In Višegrad, the authorities commissioned Alija to document the reconstruction of the town and all official events. He engaged even more deeply in documenting the everyday life of his surroundings, developing his own original style of portrait photography. His opus represents a unique record of the people who populated provincial Bosnia in the socialist period – a work that is at once artistic and gives an account of their lives. His best-known photographs, however, are his three portraits of Nobel prizewinner Ivo Andrić at the Drina bridge in Višegrad. In the late 1980s, Alija moved to Sarajevo where he lived through a second war and the Serbian siege of the city. He died there on 4 April 2016, aged ninety-seven. Alija M. Akšamija won many national and international prizes. In 2008, he received the 'Lifetime achievement award in recognition of the highest standards in creative analogue and digital photography', awarded by the Association of Independent Professional Photographers of Europe. (NM)

Jean Weinberg [Show photographs]

Jean Weinberg, of Romanian Jewish origin, was an influential photographer of the early Republic of Turkey.

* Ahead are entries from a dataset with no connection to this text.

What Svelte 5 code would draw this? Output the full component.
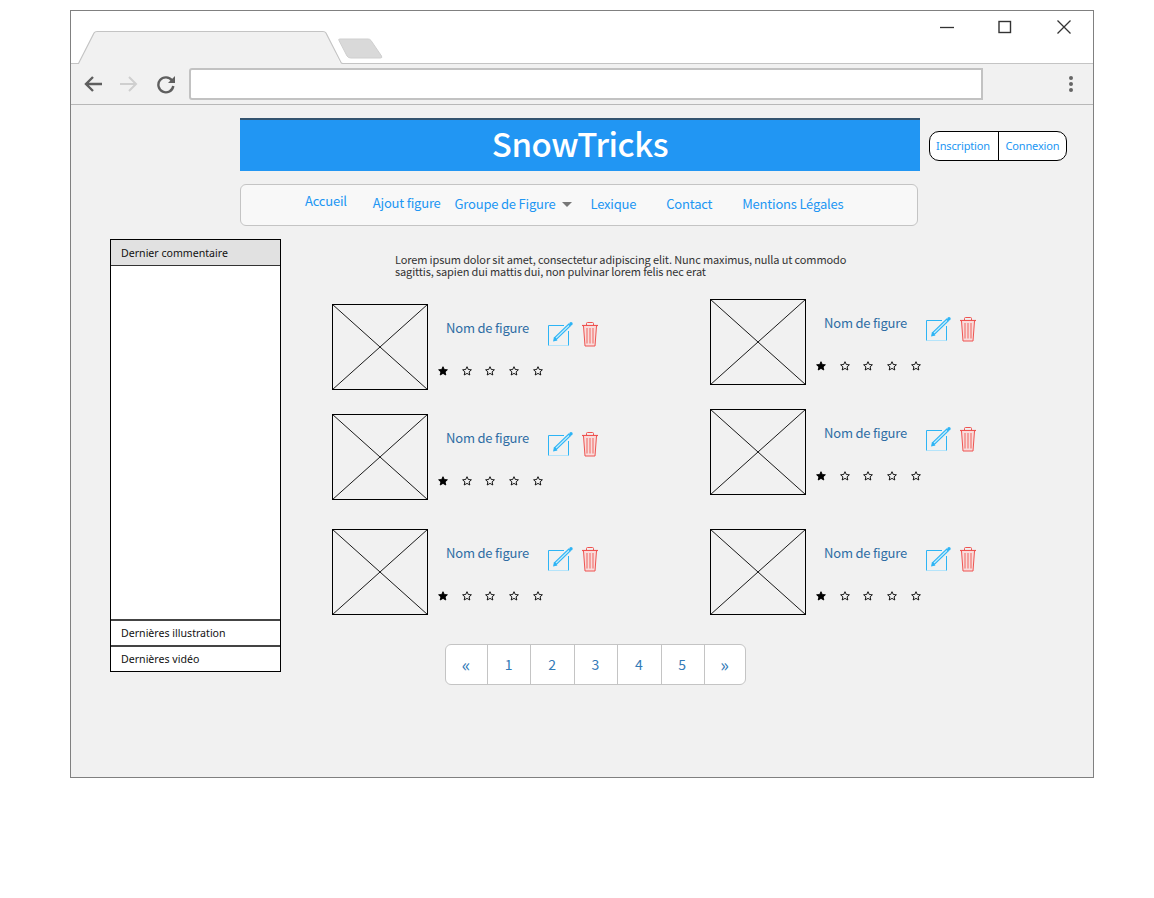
<script lang="ts">
  const navItems = [
    { label: 'Accueil', cls: 'accueil' },
    { label: 'Ajout figure', cls: 'ajout' },
    { label: 'Groupe de Figure', cls: 'groupe', caret: true },
    { label: 'Lexique', cls: 'lexique' },
    { label: 'Contact', cls: 'contact' },
    { label: 'Mentions Légales', cls: 'mentions' }
  ];
  const pages = ['«', '1', '2', '3', '4', '5', '»'];
  const columns = ['left', 'right'];
  const stars = [true, false, false, false, false];
</script>

<div class="window">
  <div class="tabbar">
    <svg class="tab" width="320" height="53" viewBox="0 0 320 53" aria-hidden="true">
      <path d="M0 52.500H8L23 21.500Q24 20.500 26 20.500H252Q254 20.500 255 22L269 52H320V53H0Z" fill="#f1f1f1" />
      <path d="M0 52.500H7.500L23 22Q24 20.500 26 20.500H252Q254 20.500 255 22L270 51.500Q270.500 52.500 272 52.500H320" fill="none" stroke="#c4c4c4" stroke-width="1.200" />
      <path d="M268 29.500Q267 28 269 28H297Q299 28 300 29.500L310.500 45Q311.500 47 309.500 47H280Q277 47 276 45Z" fill="#d9d9d9" stroke="#cfcfcf" />
    </svg>
    <div class="tabfill">
      <svg class="winbtn" width="14" height="14" viewBox="0 0 14 14" aria-hidden="true"><path d="M0 7.500H14" stroke="#333" stroke-width="1.300" /></svg>
      <svg class="winbtn" width="14" height="14" viewBox="0 0 14 14" aria-hidden="true"><rect x="1" y="1.500" width="11.500" height="11" fill="none" stroke="#333" stroke-width="1.400" /></svg>
      <svg class="winbtn close" width="16" height="16" viewBox="0 0 16 16" aria-hidden="true"><path d="M1.500 1.500L14.500 14.500M14.500 1.500L1.500 14.500" stroke="#333" stroke-width="1.300" /></svg>
    </div>
  </div>

  <div class="toolbar">
    <svg class="back" width="20" height="18" viewBox="0 0 20 18" aria-hidden="true"><path d="M19 9H3M10 2L3 9L10 16" fill="none" stroke="#5f5f5f" stroke-width="2.400" /></svg>
    <svg class="fwd" width="20" height="18" viewBox="0 0 20 18" aria-hidden="true"><path d="M1 9H17M10 2L17 9L10 16" fill="none" stroke="#cfcfcf" stroke-width="2" /></svg>
    <svg class="reload" width="20" height="20" viewBox="0 0 20 20" aria-hidden="true">
      <path d="M16 6.500A7.500 7.500 0 1 0 17.300 12" fill="none" stroke="#5f5f5f" stroke-width="2.400" />
      <path d="M19 2V9H12Z" fill="#5f5f5f" />
    </svg>
    <div class="address"></div>
    <div class="dots"><i></i><i></i><i></i></div>
  </div>

  <div class="content">
    <div class="topline">
      <h1>SnowTricks</h1>
      <div class="auth">
        <a href="#top">Inscription</a>
        <a href="#top">Connexion</a>
      </div>
    </div>

    <nav>
      {#each navItems as item}
        <a class={item.cls} href="#top">{item.label}{#if item.caret}<span class="caret"></span>{/if}</a>
      {/each}
    </nav>

    <div class="body">
      <aside>
        <div class="side-head">Dernier commentaire</div>
        <div class="side-main"></div>
        <div class="side-row">Dernières illustration</div>
        <div class="side-row">Dernières vidéo</div>
      </aside>

      <main>
        <p class="intro">Lorem ipsum dolor sit amet, consectetur adipiscing elit. Nunc maximus, nulla ut commodo sagittis, sapien dui mattis dui, non pulvinar lorem felis nec erat</p>

        <div class="cards">
          {#each columns as col}
            <div class="col {col}">
              {#each [0, 1, 2] as _}
                <div class="card">
                  <svg class="thumb" width="96" height="86" viewBox="0 0 96 86" aria-hidden="true">
                    <rect x=".5" y=".5" width="95" height="85" fill="none" stroke="#000" />
                    <path d="M0 0L96 86M96 0L0 86" stroke="#000" stroke-width=".9" />
                  </svg>
                  <div class="info">
                    <div class="title-row">
                      <span class="name">Nom de figure</span>
                      <svg class="edit" width="25" height="25" viewBox="0 0 25 25" aria-hidden="true">
                        <path d="M16 3.500H.500V23.500H20.500V9" fill="none" stroke="#2db4f5" />
                        <path d="M.500 23.500H20.500" stroke="#b5e4fa" />
                        <path d="M7 17L22 2.500" stroke="#2db4f5" stroke-width="3.600" />
                        <path d="M8 16L21 3.500" stroke="#c4ecfc" stroke-width="1.200" />
                        <path d="M5 19.500L6 15L9.500 18.500Z" fill="#2db4f5" />
                        <circle cx="23" cy="1.800" r="1.700" fill="#2db4f5" />
                      </svg>
                      <svg class="trash" width="18" height="25" viewBox="0 0 18 25" aria-hidden="true">
                        <path d="M0 3.500H16" stroke="#ef5350" stroke-width="1.200" />
                        <path d="M4.500 3V1.500Q4.500 .5 5.500 .5H10.500Q11.500 .5 11.500 1.500V3" fill="none" stroke="#ef5350" />
                        <path d="M1.500 4L3 24H13L14.500 4" fill="#f9dcdb" stroke="#ef5350" />
                        <path d="M5 6V21.500M8 6V21.500M11 6V21.500" stroke="#f28b88" stroke-width="1.500" />
                      </svg>
                    </div>
                    <div class="stars">
                      {#each stars as on}
                        <svg width="10" height="10" viewBox="0 0 10 10" aria-hidden="true">
                          <path d="M5 .7L6.300 3.500L9.400 3.800L7.100 5.900L7.800 9L5 7.400L2.200 9L2.900 5.900L.6 3.800L3.700 3.500Z" fill={on ? '#000' : 'none'} stroke="#000" stroke-width=".9" />
                        </svg>
                      {/each}
                    </div>
                  </div>
                </div>
              {/each}
            </div>
          {/each}
        </div>

        <div class="pager">
          {#each pages as p, i}
            <a class:arrow={i === 0 || i === pages.length - 1} href="#top">{p}</a>
          {/each}
        </div>
      </main>
    </div>
  </div>
</div>

<style>
  :global(body) { background: #fff; }
  .window { box-sizing: border-box; width: 1024px; height: 768px; margin: 10px 0 0 70px;
    border: 1px solid #808080; background: #fff;
    display: flex; flex-direction: column; font-family: "Noto Sans CJK SC", "Noto Sans", sans-serif; }

  .tabbar { display: flex; height: 53px; flex: none; }
  .tab { flex: none; display: block; }
  .tabfill { flex: 1; height: 53px; box-sizing: border-box; border-bottom: 1px solid #c4c4c4; display: flex; justify-content: flex-end;
    align-items: flex-start; gap: 44px; padding: 9px 21px 0 0; }
  .winbtn { flex: none; }
  .close { margin-top: -1px; }

  .toolbar { height: 41px; flex: none; box-sizing: border-box; background: #f1f1f1; border-bottom: 1px solid #b8b8b8;
    display: flex; align-items: center; padding: 0 20px 0 12px; }
  .fwd { margin-left: 16px; }
  .reload { margin-left: 17px; }
  .address { width: 794px; height: 32px; box-sizing: border-box; margin-left: 13px; background: #fff;
    border: 2px solid #c2c2c2; border-radius: 3px 0 0 3px; }
  .dots { margin-left: auto; display: flex; flex-direction: column; gap: 2px; }
  .dots i { display: block; width: 4px; height: 4px; border-radius: 50%; background: #666; }

  .content { flex: 1; background: #f1f1f1; padding: 13px 0 0 169px; min-height: 0; }

  .topline { display: flex; align-items: flex-start; gap: 9px; }
  h1 { margin: 0; width: 680px; height: 53px; box-sizing: border-box; background: #2196f3; border-top: 2px solid #33536f;
    color: #fff; font-size: 33px; letter-spacing: -.4px; font-weight: 500; line-height: 46px; text-align: center; }
  .auth { display: flex; height: 30px; box-sizing: border-box; margin-top: 13px; border: 1px solid #000; border-radius: 10px;
    background: #fff; overflow: hidden; font-family: "Noto Sans", sans-serif; font-size: 11px; letter-spacing: -.15px; }
  .auth a { width: 67px; text-align: center; color: #2196f3; text-decoration: none; line-height: 28px; }
  .auth a:first-child { width: 66px; padding-right: 2px; }
  .auth a + a { border-left: 1px solid #000; }

  nav { width: 678px; height: 42px; box-sizing: border-box; margin-top: 13px; padding: 0 0 4px 64px; background: #f8f8f8;
    border: 1px solid #c4c4c4; border-radius: 6px; display: flex; align-items: center; font-size: 13px; letter-spacing: -.2px; }
  nav a { color: #2196f3; text-decoration: none; white-space: nowrap; }
  nav .accueil { margin-bottom: 6px; }
  nav .ajout { margin-left: 26px; margin-bottom: 1px; }
  nav .groupe { margin-left: 14px; }
  nav .lexique { margin-left: 18px; }
  nav .contact { margin-left: 30px; }
  nav .mentions { margin-left: 30px; }
  .caret { display: inline-block; margin-left: 7px; vertical-align: 2px; border: 5px solid transparent;
    border-top-color: #777; border-bottom: 0; }

  .body { display: flex; margin: 13px 0 0 -130px; }
  aside { width: 171px; height: 433px; box-sizing: border-box; flex: none; border: 1px solid #000; background: #fff;
    display: flex; flex-direction: column; font-family: "Noto Sans", sans-serif; font-size: 10.600px; color: #111; }
  .side-head { height: 26px; box-sizing: border-box; flex: none; background: #e1e1e1; border-bottom: 1px solid #333;
    line-height: 26px; padding-left: 10px; }
  .side-main { flex: 1; }
  .side-row { height: 26px; box-sizing: border-box; flex: none; border-top: 2px solid #444; line-height: 24px; padding-left: 10px; }

  main { margin-left: 51px; flex: 1; }
  .intro { width: 470px; margin: 14px 0 0 63px; font-size: 11px; letter-spacing: -.13px; line-height: 12px; color: #333; }

  .cards { display: flex; margin-top: 27px; }
  .col { width: 378px; flex: none; display: flex; flex-direction: column; }
  .col.right { margin-top: -5px; }
  .card { display: flex; height: 86px; margin-bottom: 24px; }
  .col.left .card:nth-child(2) { margin-bottom: 29px; }
  .col.right .card:nth-child(2) { margin-bottom: 34px; }
  .col .card:last-child { margin-bottom: 0; }
  .thumb { flex: none; display: block; }
  .info { margin-left: 11px; }
  .title-row { display: flex; align-items: flex-start; height: 53px; padding: 18px 0 0 7px; box-sizing: border-box; }
  .name { font-size: 13px; letter-spacing: -.2px; line-height: 15px; color: #2e6da4; width: 102px; flex: none; margin-top: -2px; }
  .edit { flex: none; }
  .trash { flex: none; margin-left: 9px; }
  .stars { display: flex; gap: 13.700px; margin: 9px 0 0 -1px; }
  .stars svg { flex: none; display: block; }

  .pager { display: grid; grid-template-columns: 41px repeat(5, 43.400px) 1fr; width: 301px; height: 41px; box-sizing: border-box;
    margin: 29px 0 0 113px; background: #fff; border: 1px solid #c4c4c4; border-radius: 6px; font-size: 14px; }
  .pager a { text-align: center; line-height: 38px; color: #337ab7; text-decoration: none; padding-right: 1px; }
  .pager a + a { border-left: 1px solid #c4c4c4; }
  .pager a.arrow { font-size: 18px; line-height: 39px; }
</style>
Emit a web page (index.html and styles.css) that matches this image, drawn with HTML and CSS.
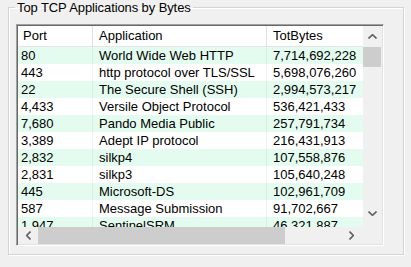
FILE: index.html
```html
<!DOCTYPE html>
<html lang="en">
<head>
    <meta charset="UTF-8">
    <title>Top TCP Applications by Bytes</title>
    <link rel="stylesheet" href="styles.css">
</head>
<body>
    <fieldset class="group">
        <legend>Top TCP Applications by Bytes</legend>
        <div class="list">
            <div class="table-area">
                <div class="row head">
                    <div class="cell">Port</div>
                    <div class="cell">Application</div>
                    <div class="cell">TotBytes</div>
                </div>
                <div class="row"><div class="cell">80</div><div class="cell">World Wide Web HTTP</div><div class="cell">7,714,692,228</div></div>
                <div class="row"><div class="cell">443</div><div class="cell">http protocol over TLS/SSL</div><div class="cell">5,698,076,260</div></div>
                <div class="row"><div class="cell">22</div><div class="cell">The Secure Shell (SSH)</div><div class="cell">2,994,573,217</div></div>
                <div class="row"><div class="cell">4,433</div><div class="cell">Versile Object Protocol</div><div class="cell">536,421,433</div></div>
                <div class="row"><div class="cell">7,680</div><div class="cell">Pando Media Public</div><div class="cell">257,791,734</div></div>
                <div class="row"><div class="cell">3,389</div><div class="cell">Adept IP protocol</div><div class="cell">216,431,913</div></div>
                <div class="row"><div class="cell">2,832</div><div class="cell">silkp4</div><div class="cell">107,558,876</div></div>
                <div class="row"><div class="cell">2,831</div><div class="cell">silkp3</div><div class="cell">105,640,248</div></div>
                <div class="row"><div class="cell">445</div><div class="cell">Microsoft-DS</div><div class="cell">102,961,709</div></div>
                <div class="row"><div class="cell">587</div><div class="cell">Message Submission</div><div class="cell">91,702,667</div></div>
                <div class="row"><div class="cell">1,947</div><div class="cell">SentinelSRM</div><div class="cell">46,321,887</div></div>
            </div>

            <div class="vscroll">
                <div class="arrow up">
                    <svg width="9" height="5" viewBox="0 0 9 5"><path d="M0.5 4.5 L4.5 0.7 L8.5 4.5" /></svg>
                </div>
                <div class="thumb"></div>
                <div class="track"></div>
                <div class="arrow down">
                    <svg width="9" height="5" viewBox="0 0 9 5"><path d="M0.5 0.5 L4.5 4.3 L8.5 0.5" /></svg>
                </div>
            </div>

            <div class="hscroll">
                <div class="arrow left">
                    <svg width="5" height="9" viewBox="0 0 5 9"><path d="M4.5 0.5 L0.7 4.5 L4.5 8.5" /></svg>
                </div>
                <div class="thumb"></div>
                <div class="track"></div>
                <div class="arrow right">
                    <svg width="5" height="9" viewBox="0 0 5 9"><path d="M0.5 0.5 L4.3 4.5 L0.5 8.5" /></svg>
                </div>
            </div>
            <div class="corner"></div>
        </div>
    </fieldset>
</body>
</html>
```

FILE: styles.css
```css
body {
    margin: 0;
    width: 411px;
    height: 267px;
    overflow: hidden;
    background: #f0f0f0;
    font-family: "Liberation Sans", Arial, sans-serif;
    font-size: 13px;
    color: #000;
}

.group {
    margin: 0 7px 0 8px;
    padding: 0;
    height: 255px;
    box-sizing: border-box;
    border: 1px solid #d5d5d5;
    box-shadow: 1px 1px 0 #fff, inset 1px 1px 0 #fff;
}
.group legend {
    margin-left: 6px;
    padding: 0 2px;
    line-height: 15px;
    letter-spacing: -0.1px;
}

.list {
    margin: 9px 0 0 7px;
    width: 368px;
    height: 222px;
    box-sizing: border-box;
    border: 1px solid;
    border-color: #a0a0a0 #fff #fff #a0a0a0;
    box-shadow: inset 1px 1px 0 #696969, inset -1px -1px 0 #e3e3e3;
    padding: 1px;
    display: grid;
    grid-template-columns: 345px 19px;
    grid-template-rows: 201px 17px;
    background: #fff;
}

/* list view */
.table-area {
    overflow: hidden;
    background: #fff;
}
.row {
    display: grid;
    grid-template-columns: 75px 174px 120px;
    height: 17px;
    line-height: 18px;
    white-space: nowrap;
}
.row:nth-child(even) {
    background: #e3fcef;
}
.row .cell {
    padding-left: 6px;
    border-right: 1px solid rgba(0,0,0,0.05);
    overflow: hidden;
}
.row .cell:first-child {
    padding-left: 3px;
}
.row.head {
    height: 21px;
    line-height: 20px;
    background: #fff;
}
.row.head .cell {
    border-right: 1px solid #e0e0e0;
    border-bottom: 1px solid #e5e5e5;
    padding-left: 6px;
}
.row.head .cell:first-child {
    padding-left: 5px;
}

/* scrollbars */
.vscroll, .hscroll, .corner {
    background: #f0f0f0;
}
.vscroll {
    display: flex;
    flex-direction: column;
}
.hscroll {
    display: flex;
}
.arrow {
    display: flex;
    align-items: center;
    justify-content: center;
    flex: none;
}
.arrow path {
    fill: none;
    stroke: #606060;
    stroke-width: 1.6;
}
.vscroll .arrow.up {
    height: 21px;
}
.vscroll .arrow.down {
    height: 21px;
    padding-bottom: 6px;
    box-sizing: border-box;
}
.vscroll .thumb {
    height: 20px;
    margin: 0 1px 0 0;
    background: #cdcdcd;
}
.track {
    flex: 1;
}
.hscroll .arrow.left {
    width: 20px;
}
.hscroll .arrow.right {
    width: 24px;
}
.hscroll .thumb {
    width: 247px;
    background: #cdcdcd;
}
```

He owned a studio in 150, Grand Rue de Péra, Istanbul, which in the mid-twenties, he advertised as 'Photo Français, fournisseur Officiel du Corps Diplomatique, Collaborateur des Journaux Times London, l'Illustration Paris, New-York Times, Die Woche, et Illustrierte Zeitung Berlin'. He was also active as a press photographer and often worked on his own initiative. In 1923, shortly before the declaration of the Republic, he went to Ankara to take a picture of Mustafa Kemal, 'the biggest genius of modern times', and waited 45 days in order to get his picture. In the following years, he took some of the most influential and widely used photographs of Mustafa Kemal, among others the portrait for the passport which introduced the name Atatürk as Mustafa Kemal's family name. After the parliament act of 1932, which prohibited foreigners from working as photographers, Jean Weinberg left for Egypt where he eventually opened a new studio.

  • Weinberg, Jean (1933): Gazi'nin Eseri. L'oeuvre du Gazi. Istanbul.